What I've done recently:

- I've updated the chipset driver to the latest and today the BIOS to the latest (beta version)
- OCCT CPU test was okay with a quick 30 min test.

Has anyone had this before or can somebody shed some light to why might be causing this?
 
  • Kombostrike 3 is -30 Curve Optimizer equivalent, -30 is max for 5800X3D and aggressive and not guaranteed for every CPU sample.
  • Cache Hierarchy is usually indicative of cores being unstable and not getting the Vcore they need. Unless the cores are physically defective, which is rarer and doesn't sound like yours is.
  • Random reboots happen when that instability is severe enough, and often at idle. That's the point in the V-F curve where the unstable -30 offset becomes a problem for aforementioned core.
  • Cache Hierarchy has nothing to do with RAM, Fabric or SOC-related things, or chipset.
Run some quick corecycler script with default settings and adjust your CO (Kombostrike) settings accordingly. https://github.com/sp00n/corecycler

If you want more granularity than Kombostrike offers, upgrade to a AGESA 1208 BIOS or later with Curve Optimizer controls reinstated for 5800X3D.

The Event Viewer entry for Cache Hierarchy may have an APIC ID that tells you which core errored out (iirc it counts SMT threads so count every 2 accordingly starting from 0). But don't take it at its word, run some tests. Sometimes the APIC ID is nonsensical or sometimes it doesn't reveal anything at all, but in your case I'd probably check out Core 0 (the first one in the list) first.
 
Last edited:
I'm getting the following in event viewer after a black screen reboot:

A fatal hardware error has occurred.
Reported by component: Processor Core
Error Source: Machine Check Exception
Error Type: Cache Hierarchy Error
Processor APIC ID: 0

This has happened twice in 2 weeks now. Each error is the same APIC ID apart from 1, which shows the APIC ID: 1 and 0 on the 20/8/2023 . The latest shows both as APIC ID: 0 on the 31/8/2023

I'm using the following hardware:

Win11Pro build 2262.2134
B450 Gaming Pro Carbon AC motherboard
5800X3D Processor using Kombo Strike 3 (been solid for months)
Dark Rock Pro 4 CPU cooler
2x 8GB DIMM's of 3200MHZ G.Skill RAM (F4-3200C16-8GTZB)
6950XT GPU reference model
Corsair 750W Gold rated PSU (one of the newer models)

Its been rock solid for months now. Only the last 2 weeks have I had these random reboots (not gaming when this happens)

What I've done recently:

- I've updated the chipset driver to the latest and today the BIOS to the latest (beta version)
- OCCT CPU test was okay with a quick 30 min test.

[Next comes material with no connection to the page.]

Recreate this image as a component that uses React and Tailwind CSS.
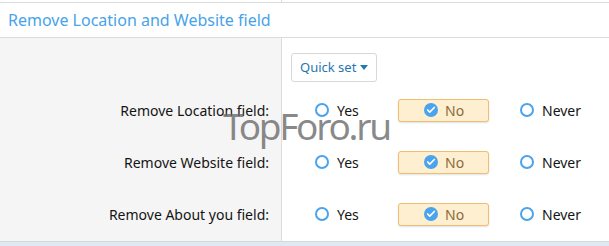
import { Check } from 'lucide-react'

const rows = [
  'Remove Location field:',
  'Remove Website field:',
  'Remove About you field:',
]

function Radio() {
  return <span className="inline-block w-[14px] h-[14px] rounded-full border-2 border-[#4aa3ec] bg-white" />
}

function Checked() {
  return (
    <span className="flex items-center justify-center w-[14px] h-[14px] rounded-full bg-[#4aa3ec]">
      <Check size={10} strokeWidth={4} className="text-white" />
    </span>
  )
}

export default function App() {
  return (
    <div
      className="relative w-[609px] h-[246px] bg-white overflow-hidden text-[#141414]"
      style={{ fontFamily: '"Noto Sans", "Open Sans", sans-serif' }}
    >
      {/* previous row edge */}
      <div className="flex h-[3px] border-b border-[#dcdcdc]">
        <div className="w-[282px] border-r border-[#dcdcdc]" />
      </div>

      {/* section title */}
      <div className="h-[35px] border-b border-[#dcdcdc] pl-2 flex items-center text-[16px] text-[#47a3ea]">
        Remove Location and Website field
      </div>

      {/* body */}
      <div className="border-b border-[#d8d8d8]">
        <div className="flex h-[46px]">
          <div className="w-[282px] bg-[#f5f5f5] border-r border-[#dcdcdc]" />
          <div className="pl-[9px] pt-[15px]">
            <button className="h-[29px] px-[8px] flex items-center gap-1 border border-[#d8d8d8] rounded-[3px] bg-white text-[13px] text-[#2577b1]">
              Quick set
              <span className="w-0 h-0 border-l-[4px] border-r-[4px] border-t-[5px] border-l-transparent border-r-transparent border-t-[#2577b1]" />
            </button>
          </div>
        </div>

        {rows.map((label) => (
          <div key={label} className="flex h-[52px]">
            <div className="w-[282px] bg-[#f5f5f5] border-r border-[#dcdcdc] flex items-center justify-end pr-[12px] text-[14px]">
              {label}
            </div>
            <div className="flex items-center text-[14px]">
              <div className="w-[116px] pl-[33px] flex items-center gap-2">
                <Radio />
                <span>Yes</span>
              </div>
              <div className="w-[91px] h-[23px] pl-[25px] flex items-center gap-[7px] rounded-[3px] border border-[#f0bd72] bg-[#fdefcf] shadow-[0_1px_2px_rgba(0,0,0,0.12)] text-[#8c6a3c]">
                <Checked />
                <span>No</span>
              </div>
              <div className="ml-[31px] flex items-center gap-2">
                <Radio />
                <span>Never</span>
              </div>
            </div>
          </div>
        ))}
        <div className="flex h-[1px]">
          <div className="w-[282px] bg-[#f5f5f5] border-r border-[#dcdcdc]" />
        </div>
      </div>
      <div className="h-[4px] bg-[#dfe9f4]" />

      {/* watermark */}
      <div className="absolute left-[223px] top-[107px] text-[37px] leading-none tracking-[-2.3px] text-[rgba(105,105,105,0.78)] pointer-events-none">
        TopForo.ru
      </div>
    </div>
  )
}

Has anyone had this before or can somebody shed some light to why might be causing this?
Did you solve it ? I have the same problem , it only happened 3 -4 times in the past couple of months but all started after adding some RAM.
  • Kombostrike 3 is -30 Curve Optimizer equivalent, -30 is max for 5800X3D and aggressive and not guaranteed for every CPU sample.
  • Cache Hierarchy is usually indicative of cores being unstable and not getting the Vcore they need. Unless the cores are physically defective, which is rarer and doesn't sound like yours is.
  • Random reboots happen when that instability is severe enough, and often at idle. That's the point in the V-F curve where the unstable -30 offset becomes a problem for aforementioned core.
  • Cache Hierarchy has nothing to do with RAM, Fabric or SOC-related things, or chipset.
Run some quick corecycler script with default settings and adjust your CO (Kombostrike) settings accordingly. https://github.com/sp00n/corecycler

If you want more granularity than Kombostrike offers, upgrade to a AGESA 1208 BIOS or later with Curve Optimizer controls reinstated for 5800X3D.

The Event Viewer entry for Cache Hierarchy may have an APIC ID that tells you which core errored out (iirc it counts SMT threads so count every 2 accordingly starting from 0). But don't take it at its word, run some tests. Sometimes the APIC ID is nonsensical or sometimes it doesn't reveal anything at all, but in your case I'd probably check out Core 0 (the first one in the list) first.
Could it be the RAM (the second kit is kinda bad) ? It was stable before adding more ram and a bios update with the same CO (tested with corecycler etc. , might have to test it again) , i see you are saying that has nothing to do with it.

5700x - Processor APIC ID: 0 and Processor APIC ID: 8. ( is it the first and fifth core? )
 
Did you solve it ? I have the same problem , it only happened 3 -4 times in the past couple of months but all started after adding some RAM.

Could it be the RAM (the second kit is kinda bad) ? It was stable before adding more ram and a bios update with the same CO (tested with corecycler etc. , might have to test it again) , i see you are saying that has nothing to do with it.

5700x - Processor APIC ID: 0 and Processor APIC ID: 8. ( is it the first and fifth core? )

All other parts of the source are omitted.